>> START

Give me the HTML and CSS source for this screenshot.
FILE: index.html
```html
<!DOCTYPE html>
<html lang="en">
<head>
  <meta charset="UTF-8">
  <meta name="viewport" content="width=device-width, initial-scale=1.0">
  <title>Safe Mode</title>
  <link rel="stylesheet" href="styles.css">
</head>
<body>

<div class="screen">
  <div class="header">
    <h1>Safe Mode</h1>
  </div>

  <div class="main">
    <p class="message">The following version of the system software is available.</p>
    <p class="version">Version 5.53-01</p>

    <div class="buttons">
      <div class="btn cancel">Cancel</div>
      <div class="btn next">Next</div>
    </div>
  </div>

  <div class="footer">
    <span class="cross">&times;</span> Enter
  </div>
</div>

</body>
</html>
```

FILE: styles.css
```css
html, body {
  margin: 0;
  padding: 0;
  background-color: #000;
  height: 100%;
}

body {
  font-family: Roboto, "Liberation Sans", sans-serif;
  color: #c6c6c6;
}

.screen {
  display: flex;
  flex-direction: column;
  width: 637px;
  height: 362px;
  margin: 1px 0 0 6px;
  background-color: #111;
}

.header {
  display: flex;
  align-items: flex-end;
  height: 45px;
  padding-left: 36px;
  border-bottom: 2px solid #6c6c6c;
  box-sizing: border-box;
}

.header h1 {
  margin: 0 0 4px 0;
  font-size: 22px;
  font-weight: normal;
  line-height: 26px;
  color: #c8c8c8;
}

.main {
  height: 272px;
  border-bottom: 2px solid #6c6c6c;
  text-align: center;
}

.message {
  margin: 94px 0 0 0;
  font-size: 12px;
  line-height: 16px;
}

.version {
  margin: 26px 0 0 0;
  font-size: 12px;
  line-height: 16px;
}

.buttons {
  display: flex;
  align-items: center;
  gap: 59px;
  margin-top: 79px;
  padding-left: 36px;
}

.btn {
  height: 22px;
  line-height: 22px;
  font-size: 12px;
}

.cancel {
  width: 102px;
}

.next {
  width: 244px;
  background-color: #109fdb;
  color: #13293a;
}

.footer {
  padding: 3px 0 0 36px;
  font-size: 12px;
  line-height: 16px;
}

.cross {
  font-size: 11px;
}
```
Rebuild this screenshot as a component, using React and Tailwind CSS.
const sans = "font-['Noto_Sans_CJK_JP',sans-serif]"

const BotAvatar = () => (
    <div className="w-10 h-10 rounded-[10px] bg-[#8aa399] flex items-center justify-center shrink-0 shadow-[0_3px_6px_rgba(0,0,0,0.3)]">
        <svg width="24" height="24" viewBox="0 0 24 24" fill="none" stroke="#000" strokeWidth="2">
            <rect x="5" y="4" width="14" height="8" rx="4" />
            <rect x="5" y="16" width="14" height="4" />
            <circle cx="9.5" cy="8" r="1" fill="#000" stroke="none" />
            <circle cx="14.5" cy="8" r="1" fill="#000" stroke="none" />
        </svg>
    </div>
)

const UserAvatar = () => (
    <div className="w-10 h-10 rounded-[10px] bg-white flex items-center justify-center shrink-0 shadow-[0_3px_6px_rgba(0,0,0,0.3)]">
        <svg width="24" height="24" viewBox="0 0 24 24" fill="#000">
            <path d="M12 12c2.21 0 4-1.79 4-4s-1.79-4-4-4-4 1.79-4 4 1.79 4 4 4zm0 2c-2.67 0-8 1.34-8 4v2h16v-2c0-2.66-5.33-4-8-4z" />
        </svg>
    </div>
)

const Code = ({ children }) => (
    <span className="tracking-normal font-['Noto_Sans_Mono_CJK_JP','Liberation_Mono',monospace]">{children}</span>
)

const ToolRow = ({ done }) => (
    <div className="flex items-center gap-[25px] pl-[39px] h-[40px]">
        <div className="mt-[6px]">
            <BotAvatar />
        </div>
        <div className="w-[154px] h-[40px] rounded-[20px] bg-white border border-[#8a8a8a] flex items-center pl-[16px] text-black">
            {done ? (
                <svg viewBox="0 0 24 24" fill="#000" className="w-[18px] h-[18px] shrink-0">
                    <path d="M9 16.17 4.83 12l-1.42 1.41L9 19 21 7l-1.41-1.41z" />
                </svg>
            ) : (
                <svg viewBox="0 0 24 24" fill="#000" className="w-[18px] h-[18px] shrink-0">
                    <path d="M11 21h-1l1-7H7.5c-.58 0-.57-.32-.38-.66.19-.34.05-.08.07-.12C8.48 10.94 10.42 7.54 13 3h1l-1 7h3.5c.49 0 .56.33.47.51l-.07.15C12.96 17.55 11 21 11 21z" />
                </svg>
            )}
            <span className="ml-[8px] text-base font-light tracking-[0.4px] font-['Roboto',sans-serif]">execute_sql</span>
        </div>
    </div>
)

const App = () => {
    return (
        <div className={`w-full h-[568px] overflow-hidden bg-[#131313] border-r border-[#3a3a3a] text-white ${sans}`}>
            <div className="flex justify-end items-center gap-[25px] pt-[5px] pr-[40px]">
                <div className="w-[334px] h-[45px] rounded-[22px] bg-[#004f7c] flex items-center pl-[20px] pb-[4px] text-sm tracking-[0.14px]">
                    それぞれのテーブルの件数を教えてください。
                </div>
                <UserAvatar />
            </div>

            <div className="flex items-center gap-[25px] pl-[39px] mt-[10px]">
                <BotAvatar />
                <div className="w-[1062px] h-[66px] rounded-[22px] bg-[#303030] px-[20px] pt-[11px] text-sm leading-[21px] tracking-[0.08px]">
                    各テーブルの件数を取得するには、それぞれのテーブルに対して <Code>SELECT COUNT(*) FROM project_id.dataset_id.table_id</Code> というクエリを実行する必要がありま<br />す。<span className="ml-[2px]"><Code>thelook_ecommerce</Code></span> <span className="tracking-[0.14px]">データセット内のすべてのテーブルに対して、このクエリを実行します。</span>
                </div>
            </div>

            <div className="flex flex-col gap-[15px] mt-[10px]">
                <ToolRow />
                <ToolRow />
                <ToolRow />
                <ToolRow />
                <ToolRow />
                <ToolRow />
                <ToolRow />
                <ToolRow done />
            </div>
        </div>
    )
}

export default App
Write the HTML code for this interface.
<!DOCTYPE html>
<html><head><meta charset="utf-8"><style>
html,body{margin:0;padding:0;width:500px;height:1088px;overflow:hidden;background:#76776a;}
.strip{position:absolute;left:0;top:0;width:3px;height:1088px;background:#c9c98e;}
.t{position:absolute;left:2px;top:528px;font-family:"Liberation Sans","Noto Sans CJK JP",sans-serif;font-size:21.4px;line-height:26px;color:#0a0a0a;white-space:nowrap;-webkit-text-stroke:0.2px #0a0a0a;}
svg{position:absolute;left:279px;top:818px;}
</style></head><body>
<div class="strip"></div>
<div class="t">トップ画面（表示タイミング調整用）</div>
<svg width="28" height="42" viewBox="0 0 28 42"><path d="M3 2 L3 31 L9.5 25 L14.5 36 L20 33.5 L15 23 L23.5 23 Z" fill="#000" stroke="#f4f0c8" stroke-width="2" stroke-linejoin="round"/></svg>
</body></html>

>> END

(Stated goal) Transcribe all of the lines in the records precisely.

(Right answer)
Give me the HTML and CSS source for this screenshot.
FILE: index.html
```html
<!DOCTYPE html>
<html lang="en">
<head>
  <meta charset="UTF-8">
  <meta name="viewport" content="width=device-width, initial-scale=1.0">
  <title>Safe Mode</title>
  <link rel="stylesheet" href="styles.css">
</head>
<body>

<div class="screen">
  <div class="header">
    <h1>Safe Mode</h1>
  </div>

  <div class="main">
    <p class="message">The following version of the system software is available.</p>
    <p class="version">Version 5.53-01</p>

    <div class="buttons">
      <div class="btn cancel">Cancel</div>
      <div class="btn next">Next</div>
    </div>
  </div>

  <div class="footer">
    <span class="cross">&times;</span> Enter
  </div>
</div>

</body>
</html>
```

FILE: styles.css
```css
html, body {
  margin: 0;
  padding: 0;
  background-color: #000;
  height: 100%;
}

body {
  font-family: Roboto, "Liberation Sans", sans-serif;
  color: #c6c6c6;
}

.screen {
  display: flex;
  flex-direction: column;
  width: 637px;
  height: 362px;
  margin: 1px 0 0 6px;
  background-color: #111;
}

.header {
  display: flex;
  align-items: flex-end;
  height: 45px;
  padding-left: 36px;
  border-bottom: 2px solid #6c6c6c;
  box-sizing: border-box;
}

.header h1 {
  margin: 0 0 4px 0;
  font-size: 22px;
  font-weight: normal;
  line-height: 26px;
  color: #c8c8c8;
}

.main {
  height: 272px;
  border-bottom: 2px solid #6c6c6c;
  text-align: center;
}

.message {
  margin: 94px 0 0 0;
  font-size: 12px;
  line-height: 16px;
}

.version {
  margin: 26px 0 0 0;
  font-size: 12px;
  line-height: 16px;
}

.buttons {
  display: flex;
  align-items: center;
  gap: 59px;
  margin-top: 79px;
  padding-left: 36px;
}

.btn {
  height: 22px;
  line-height: 22px;
  font-size: 12px;
}

.cancel {
  width: 102px;
}

.next {
  width: 244px;
  background-color: #109fdb;
  color: #13293a;
}

.footer {
  padding: 3px 0 0 36px;
  font-size: 12px;
  line-height: 16px;
}

.cross {
  font-size: 11px;
}
```
Rebuild this screenshot as a component, using React and Tailwind CSS.
const sans = "font-['Noto_Sans_CJK_JP',sans-serif]"

const BotAvatar = () => (
    <div className="w-10 h-10 rounded-[10px] bg-[#8aa399] flex items-center justify-center shrink-0 shadow-[0_3px_6px_rgba(0,0,0,0.3)]">
        <svg width="24" height="24" viewBox="0 0 24 24" fill="none" stroke="#000" strokeWidth="2">
            <rect x="5" y="4" width="14" height="8" rx="4" />
            <rect x="5" y="16" width="14" height="4" />
            <circle cx="9.5" cy="8" r="1" fill="#000" stroke="none" />
            <circle cx="14.5" cy="8" r="1" fill="#000" stroke="none" />
        </svg>
    </div>
)

const UserAvatar = () => (
    <div className="w-10 h-10 rounded-[10px] bg-white flex items-center justify-center shrink-0 shadow-[0_3px_6px_rgba(0,0,0,0.3)]">
        <svg width="24" height="24" viewBox="0 0 24 24" fill="#000">
            <path d="M12 12c2.21 0 4-1.79 4-4s-1.79-4-4-4-4 1.79-4 4 1.79 4 4 4zm0 2c-2.67 0-8 1.34-8 4v2h16v-2c0-2.66-5.33-4-8-4z" />
        </svg>
    </div>
)

const Code = ({ children }) => (
    <span className="tracking-normal font-['Noto_Sans_Mono_CJK_JP','Liberation_Mono',monospace]">{children}</span>
)

const ToolRow = ({ done }) => (
    <div className="flex items-center gap-[25px] pl-[39px] h-[40px]">
        <div className="mt-[6px]">
            <BotAvatar />
        </div>
        <div className="w-[154px] h-[40px] rounded-[20px] bg-white border border-[#8a8a8a] flex items-center pl-[16px] text-black">
            {done ? (
                <svg viewBox="0 0 24 24" fill="#000" className="w-[18px] h-[18px] shrink-0">
                    <path d="M9 16.17 4.83 12l-1.42 1.41L9 19 21 7l-1.41-1.41z" />
                </svg>
            ) : (
                <svg viewBox="0 0 24 24" fill="#000" className="w-[18px] h-[18px] shrink-0">
                    <path d="M11 21h-1l1-7H7.5c-.58 0-.57-.32-.38-.66.19-.34.05-.08.07-.12C8.48 10.94 10.42 7.54 13 3h1l-1 7h3.5c.49 0 .56.33.47.51l-.07.15C12.96 17.55 11 21 11 21z" />
                </svg>
            )}
            <span className="ml-[8px] text-base font-light tracking-[0.4px] font-['Roboto',sans-serif]">execute_sql</span>
        </div>
    </div>
)

const App = () => {
    return (
        <div className={`w-full h-[568px] overflow-hidden bg-[#131313] border-r border-[#3a3a3a] text-white ${sans}`}>
            <div className="flex justify-end items-center gap-[25px] pt-[5px] pr-[40px]">
                <div className="w-[334px] h-[45px] rounded-[22px] bg-[#004f7c] flex items-center pl-[20px] pb-[4px] text-sm tracking-[0.14px]">
                    それぞれのテーブルの件数を教えてください。
                </div>
                <UserAvatar />
            </div>

            <div className="flex items-center gap-[25px] pl-[39px] mt-[10px]">
                <BotAvatar />
                <div className="w-[1062px] h-[66px] rounded-[22px] bg-[#303030] px-[20px] pt-[11px] text-sm leading-[21px] tracking-[0.08px]">
                    各テーブルの件数を取得するには、それぞれのテーブルに対して <Code>SELECT COUNT(*) FROM project_id.dataset_id.table_id</Code> というクエリを実行する必要がありま<br />す。<span className="ml-[2px]"><Code>thelook_ecommerce</Code></span> <span className="tracking-[0.14px]">データセット内のすべてのテーブルに対して、このクエリを実行します。</span>
                </div>
            </div>

            <div className="flex flex-col gap-[15px] mt-[10px]">
                <ToolRow />
                <ToolRow />
                <ToolRow />
                <ToolRow />
                <ToolRow />
                <ToolRow />
                <ToolRow />
                <ToolRow done />
            </div>
        </div>
    )
}

export default App
Write the HTML code for this interface.
<!DOCTYPE html>
<html><head><meta charset="utf-8"><style>
html,body{margin:0;padding:0;width:500px;height:1088px;overflow:hidden;background:#76776a;}
.strip{position:absolute;left:0;top:0;width:3px;height:1088px;background:#c9c98e;}
.t{position:absolute;left:2px;top:528px;font-family:"Liberation Sans","Noto Sans CJK JP",sans-serif;font-size:21.4px;line-height:26px;color:#0a0a0a;white-space:nowrap;-webkit-text-stroke:0.2px #0a0a0a;}
svg{position:absolute;left:279px;top:818px;}
</style></head><body>
<div class="strip"></div>
<div class="t">トップ画面（表示タイミング調整用）</div>
<svg width="28" height="42" viewBox="0 0 28 42"><path d="M3 2 L3 31 L9.5 25 L14.5 36 L20 33.5 L15 23 L23.5 23 Z" fill="#000" stroke="#f4f0c8" stroke-width="2" stroke-linejoin="round"/></svg>
</body></html>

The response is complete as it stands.